───── MATERIAL ─────

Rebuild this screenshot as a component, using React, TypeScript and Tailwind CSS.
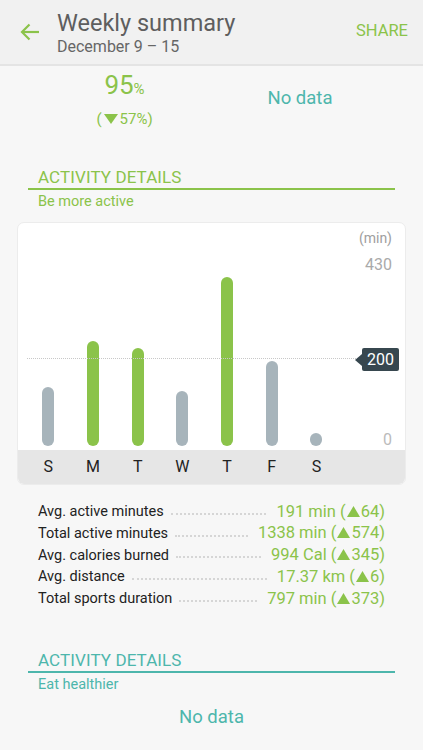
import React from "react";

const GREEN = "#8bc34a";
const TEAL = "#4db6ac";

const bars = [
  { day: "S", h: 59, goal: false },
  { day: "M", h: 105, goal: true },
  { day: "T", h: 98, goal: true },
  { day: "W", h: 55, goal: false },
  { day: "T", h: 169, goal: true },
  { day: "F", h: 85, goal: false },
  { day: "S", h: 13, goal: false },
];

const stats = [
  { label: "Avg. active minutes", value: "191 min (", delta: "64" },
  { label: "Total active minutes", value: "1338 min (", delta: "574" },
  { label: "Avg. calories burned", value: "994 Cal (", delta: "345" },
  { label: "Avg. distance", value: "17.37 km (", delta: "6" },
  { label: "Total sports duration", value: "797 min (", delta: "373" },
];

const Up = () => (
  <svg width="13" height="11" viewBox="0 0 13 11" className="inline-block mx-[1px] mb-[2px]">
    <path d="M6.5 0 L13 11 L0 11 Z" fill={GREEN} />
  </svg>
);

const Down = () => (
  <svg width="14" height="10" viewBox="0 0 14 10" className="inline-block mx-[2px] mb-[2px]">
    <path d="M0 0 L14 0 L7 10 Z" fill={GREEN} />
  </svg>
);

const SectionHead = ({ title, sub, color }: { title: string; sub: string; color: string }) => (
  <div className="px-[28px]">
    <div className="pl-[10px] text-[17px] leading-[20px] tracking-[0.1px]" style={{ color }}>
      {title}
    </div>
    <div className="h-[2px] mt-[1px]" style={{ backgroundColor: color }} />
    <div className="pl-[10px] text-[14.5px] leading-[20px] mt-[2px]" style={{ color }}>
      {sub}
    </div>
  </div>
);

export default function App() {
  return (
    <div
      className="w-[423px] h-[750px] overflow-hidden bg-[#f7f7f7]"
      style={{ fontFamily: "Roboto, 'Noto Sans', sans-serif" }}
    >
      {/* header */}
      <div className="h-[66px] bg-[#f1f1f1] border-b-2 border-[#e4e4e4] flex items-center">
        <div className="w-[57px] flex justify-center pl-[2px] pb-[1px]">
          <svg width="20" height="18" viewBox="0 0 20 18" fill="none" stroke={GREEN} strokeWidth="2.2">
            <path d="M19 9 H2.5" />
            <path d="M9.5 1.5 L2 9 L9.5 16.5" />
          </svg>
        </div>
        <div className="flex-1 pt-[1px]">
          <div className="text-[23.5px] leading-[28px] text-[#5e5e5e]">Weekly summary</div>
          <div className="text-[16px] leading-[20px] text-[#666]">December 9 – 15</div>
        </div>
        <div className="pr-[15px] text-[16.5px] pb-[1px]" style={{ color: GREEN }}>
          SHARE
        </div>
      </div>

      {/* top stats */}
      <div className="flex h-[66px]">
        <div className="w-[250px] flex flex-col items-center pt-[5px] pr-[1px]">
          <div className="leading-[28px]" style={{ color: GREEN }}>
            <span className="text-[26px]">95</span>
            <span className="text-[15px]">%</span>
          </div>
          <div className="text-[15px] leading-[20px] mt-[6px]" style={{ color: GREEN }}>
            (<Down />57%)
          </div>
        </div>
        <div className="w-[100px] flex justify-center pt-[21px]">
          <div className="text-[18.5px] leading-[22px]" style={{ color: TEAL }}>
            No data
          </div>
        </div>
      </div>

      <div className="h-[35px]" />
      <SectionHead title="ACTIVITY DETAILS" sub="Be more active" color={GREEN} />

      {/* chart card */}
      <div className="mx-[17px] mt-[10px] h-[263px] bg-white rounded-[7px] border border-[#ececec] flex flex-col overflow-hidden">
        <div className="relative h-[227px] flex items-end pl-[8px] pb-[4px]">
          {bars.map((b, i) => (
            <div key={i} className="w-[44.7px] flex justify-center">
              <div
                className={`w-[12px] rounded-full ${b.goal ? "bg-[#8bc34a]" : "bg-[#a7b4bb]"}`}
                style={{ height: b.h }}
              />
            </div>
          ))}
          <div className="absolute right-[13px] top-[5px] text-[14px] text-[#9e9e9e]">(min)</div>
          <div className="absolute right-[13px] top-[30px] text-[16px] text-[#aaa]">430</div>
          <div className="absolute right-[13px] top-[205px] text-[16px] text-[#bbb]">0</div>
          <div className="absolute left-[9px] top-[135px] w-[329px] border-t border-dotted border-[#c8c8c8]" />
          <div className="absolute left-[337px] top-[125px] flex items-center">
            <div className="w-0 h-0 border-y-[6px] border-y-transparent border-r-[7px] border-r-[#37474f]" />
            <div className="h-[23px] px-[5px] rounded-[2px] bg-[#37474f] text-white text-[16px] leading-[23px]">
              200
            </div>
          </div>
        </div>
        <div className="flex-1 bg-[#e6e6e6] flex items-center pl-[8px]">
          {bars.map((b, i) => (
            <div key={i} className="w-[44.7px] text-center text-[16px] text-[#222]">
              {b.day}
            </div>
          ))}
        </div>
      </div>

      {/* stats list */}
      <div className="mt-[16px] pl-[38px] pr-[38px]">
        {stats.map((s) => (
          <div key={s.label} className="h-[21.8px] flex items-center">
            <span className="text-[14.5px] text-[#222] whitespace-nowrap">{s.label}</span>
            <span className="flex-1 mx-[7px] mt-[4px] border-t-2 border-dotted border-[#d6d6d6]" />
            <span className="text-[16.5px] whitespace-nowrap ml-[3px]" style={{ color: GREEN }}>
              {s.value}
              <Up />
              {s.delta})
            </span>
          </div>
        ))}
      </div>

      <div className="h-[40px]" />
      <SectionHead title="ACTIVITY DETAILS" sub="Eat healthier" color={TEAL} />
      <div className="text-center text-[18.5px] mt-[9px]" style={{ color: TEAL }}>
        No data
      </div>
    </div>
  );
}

─────

### EXERCISE DETAILS:
Transcribe the listing in full. Omit the pictures and keep every line exact.

### THE REPLY:
Rebuild this screenshot as a component, using React, TypeScript and Tailwind CSS.
import React from "react";

const GREEN = "#8bc34a";
const TEAL = "#4db6ac";

const bars = [
  { day: "S", h: 59, goal: false },
  { day: "M", h: 105, goal: true },
  { day: "T", h: 98, goal: true },
  { day: "W", h: 55, goal: false },
  { day: "T", h: 169, goal: true },
  { day: "F", h: 85, goal: false },
  { day: "S", h: 13, goal: false },
];

const stats = [
  { label: "Avg. active minutes", value: "191 min (", delta: "64" },
  { label: "Total active minutes", value: "1338 min (", delta: "574" },
  { label: "Avg. calories burned", value: "994 Cal (", delta: "345" },
  { label: "Avg. distance", value: "17.37 km (", delta: "6" },
  { label: "Total sports duration", value: "797 min (", delta: "373" },
];

const Up = () => (
  <svg width="13" height="11" viewBox="0 0 13 11" className="inline-block mx-[1px] mb-[2px]">
    <path d="M6.5 0 L13 11 L0 11 Z" fill={GREEN} />
  </svg>
);

const Down = () => (
  <svg width="14" height="10" viewBox="0 0 14 10" className="inline-block mx-[2px] mb-[2px]">
    <path d="M0 0 L14 0 L7 10 Z" fill={GREEN} />
  </svg>
);

const SectionHead = ({ title, sub, color }: { title: string; sub: string; color: string }) => (
  <div className="px-[28px]">
    <div className="pl-[10px] text-[17px] leading-[20px] tracking-[0.1px]" style={{ color }}>
      {title}
    </div>
    <div className="h-[2px] mt-[1px]" style={{ backgroundColor: color }} />
    <div className="pl-[10px] text-[14.5px] leading-[20px] mt-[2px]" style={{ color }}>
      {sub}
    </div>
  </div>
);

export default function App() {
  return (
    <div
      className="w-[423px] h-[750px] overflow-hidden bg-[#f7f7f7]"
      style={{ fontFamily: "Roboto, 'Noto Sans', sans-serif" }}
    >
      {/* header */}
      <div className="h-[66px] bg-[#f1f1f1] border-b-2 border-[#e4e4e4] flex items-center">
        <div className="w-[57px] flex justify-center pl-[2px] pb-[1px]">
          <svg width="20" height="18" viewBox="0 0 20 18" fill="none" stroke={GREEN} strokeWidth="2.2">
            <path d="M19 9 H2.5" />
            <path d="M9.5 1.5 L2 9 L9.5 16.5" />
          </svg>
        </div>
        <div className="flex-1 pt-[1px]">
          <div className="text-[23.5px] leading-[28px] text-[#5e5e5e]">Weekly summary</div>
          <div className="text-[16px] leading-[20px] text-[#666]">December 9 – 15</div>
        </div>
        <div className="pr-[15px] text-[16.5px] pb-[1px]" style={{ color: GREEN }}>
          SHARE
        </div>
      </div>

      {/* top stats */}
      <div className="flex h-[66px]">
        <div className="w-[250px] flex flex-col items-center pt-[5px] pr-[1px]">
          <div className="leading-[28px]" style={{ color: GREEN }}>
            <span className="text-[26px]">95</span>
            <span className="text-[15px]">%</span>
          </div>
          <div className="text-[15px] leading-[20px] mt-[6px]" style={{ color: GREEN }}>
            (<Down />57%)
          </div>
        </div>
        <div className="w-[100px] flex justify-center pt-[21px]">
          <div className="text-[18.5px] leading-[22px]" style={{ color: TEAL }}>
            No data
          </div>
        </div>
      </div>

      <div className="h-[35px]" />
      <SectionHead title="ACTIVITY DETAILS" sub="Be more active" color={GREEN} />

      {/* chart card */}
      <div className="mx-[17px] mt-[10px] h-[263px] bg-white rounded-[7px] border border-[#ececec] flex flex-col overflow-hidden">
        <div className="relative h-[227px] flex items-end pl-[8px] pb-[4px]">
          {bars.map((b, i) => (
            <div key={i} className="w-[44.7px] flex justify-center">
              <div
                className={`w-[12px] rounded-full ${b.goal ? "bg-[#8bc34a]" : "bg-[#a7b4bb]"}`}
                style={{ height: b.h }}
              />
            </div>
          ))}
          <div className="absolute right-[13px] top-[5px] text-[14px] text-[#9e9e9e]">(min)</div>
          <div className="absolute right-[13px] top-[30px] text-[16px] text-[#aaa]">430</div>
          <div className="absolute right-[13px] top-[205px] text-[16px] text-[#bbb]">0</div>
          <div className="absolute left-[9px] top-[135px] w-[329px] border-t border-dotted border-[#c8c8c8]" />
          <div className="absolute left-[337px] top-[125px] flex items-center">
            <div className="w-0 h-0 border-y-[6px] border-y-transparent border-r-[7px] border-r-[#37474f]" />
            <div className="h-[23px] px-[5px] rounded-[2px] bg-[#37474f] text-white text-[16px] leading-[23px]">
              200
            </div>
          </div>
        </div>
        <div className="flex-1 bg-[#e6e6e6] flex items-center pl-[8px]">
          {bars.map((b, i) => (
            <div key={i} className="w-[44.7px] text-center text-[16px] text-[#222]">
              {b.day}
            </div>
          ))}
        </div>
      </div>

      {/* stats list */}
      <div className="mt-[16px] pl-[38px] pr-[38px]">
        {stats.map((s) => (
          <div key={s.label} className="h-[21.8px] flex items-center">
            <span className="text-[14.5px] text-[#222] whitespace-nowrap">{s.label}</span>
            <span className="flex-1 mx-[7px] mt-[4px] border-t-2 border-dotted border-[#d6d6d6]" />
            <span className="text-[16.5px] whitespace-nowrap ml-[3px]" style={{ color: GREEN }}>
              {s.value}
              <Up />
              {s.delta})
            </span>
          </div>
        ))}
      </div>

      <div className="h-[40px]" />
      <SectionHead title="ACTIVITY DETAILS" sub="Eat healthier" color={TEAL} />
      <div className="text-center text-[18.5px] mt-[9px]" style={{ color: TEAL }}>
        No data
      </div>
    </div>
  );
}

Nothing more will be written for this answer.